** Start **
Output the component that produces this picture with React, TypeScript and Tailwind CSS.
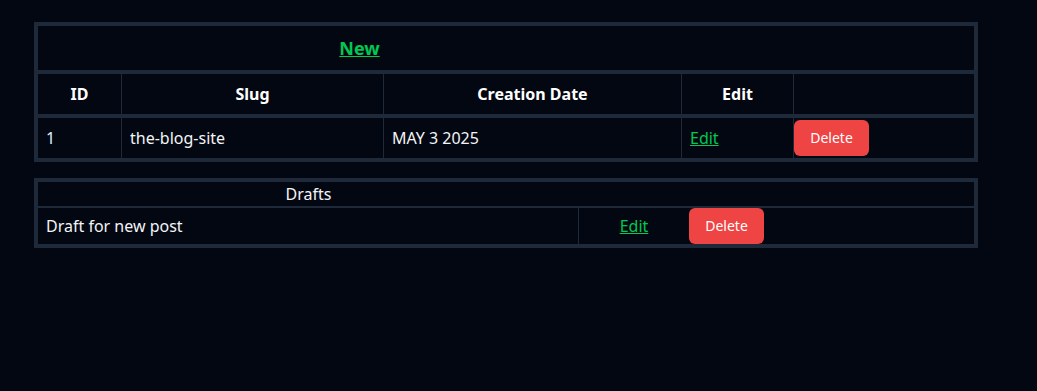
import React from 'react';

const posts = [{ id: 1, slug: 'the-blog-site', date: 'MAY 3 2025' }];
const drafts = [{ title: 'Draft for new post' }];

const DeleteButton: React.FC = () => (
  <button className="w-[75px] h-9 rounded-md bg-[#ef4444] text-white text-sm">Delete</button>
);

const App: React.FC = () => {
  return (
    <div className="min-h-screen w-full bg-gray-950 pt-[22px] pl-[34px] text-gray-100 font-['Noto_Sans',sans-serif]">
      {/* Posts table */}
      <div className="w-[944px] border-4 border-gray-800">
        <div className="flex h-[48px] border-b-4 border-gray-800">
          <div className="w-[643px] flex items-center justify-center">
            <a href="#" className="text-lg font-bold text-green-500 underline">New</a>
          </div>
        </div>
        <div className="flex h-[44px] border-b-4 border-gray-800 font-bold text-white">
          <div className="w-[84px] border-r border-gray-800 flex items-center justify-center">ID</div>
          <div className="w-[262px] border-r border-gray-800 flex items-center justify-center">Slug</div>
          <div className="w-[298px] border-r border-gray-800 flex items-center justify-center">Creation Date</div>
          <div className="w-[112px] border-r border-gray-800 flex items-center justify-center">Edit</div>
          <div className="flex-1"></div>
        </div>
        {posts.map((p) => (
          <div key={p.id} className="flex h-[40px]">
            <div className="w-[84px] border-r border-gray-800 flex items-center px-2 text-sky-100">{p.id}</div>
            <div className="w-[262px] border-r border-gray-800 flex items-center px-2">{p.slug}</div>
            <div className="w-[298px] border-r border-gray-800 flex items-center px-2">{p.date}</div>
            <div className="w-[112px] border-r border-gray-800 flex items-center px-2">
              <a href="#" className="text-green-500 underline">Edit</a>
            </div>
            <div className="flex-1 flex items-center">
              <DeleteButton />
            </div>
          </div>
        ))}
      </div>

      {/* Drafts table */}
      <div className="mt-4 w-[944px] border-4 border-gray-800">
        <div className="flex h-[26px] border-b-2 border-gray-800">
          <div className="w-[541px] flex items-center justify-center">Drafts</div>
        </div>
        {drafts.map((d) => (
          <div key={d.title} className="flex h-[36px]">
            <div className="w-[541px] border-r border-gray-800 flex items-center px-2">{d.title}</div>
            <div className="w-[110px] flex items-center justify-center">
              <a href="#" className="text-green-500 underline">Edit</a>
            </div>
            <div className="flex-1 flex items-center">
              <DeleteButton />
            </div>
          </div>
        ))}
      </div>
    </div>
  );
};

export default App;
** End **
Copy exactly the lines running from the beginning of the listing through the line that has "title: 'Draft for". Drop the pictures.

— Completed exercise —
Output the component that produces this picture with React, TypeScript and Tailwind CSS.
import React from 'react';

const posts = [{ id: 1, slug: 'the-blog-site', date: 'MAY 3 2025' }];
const drafts = [{ title: 'Draft for new post' }];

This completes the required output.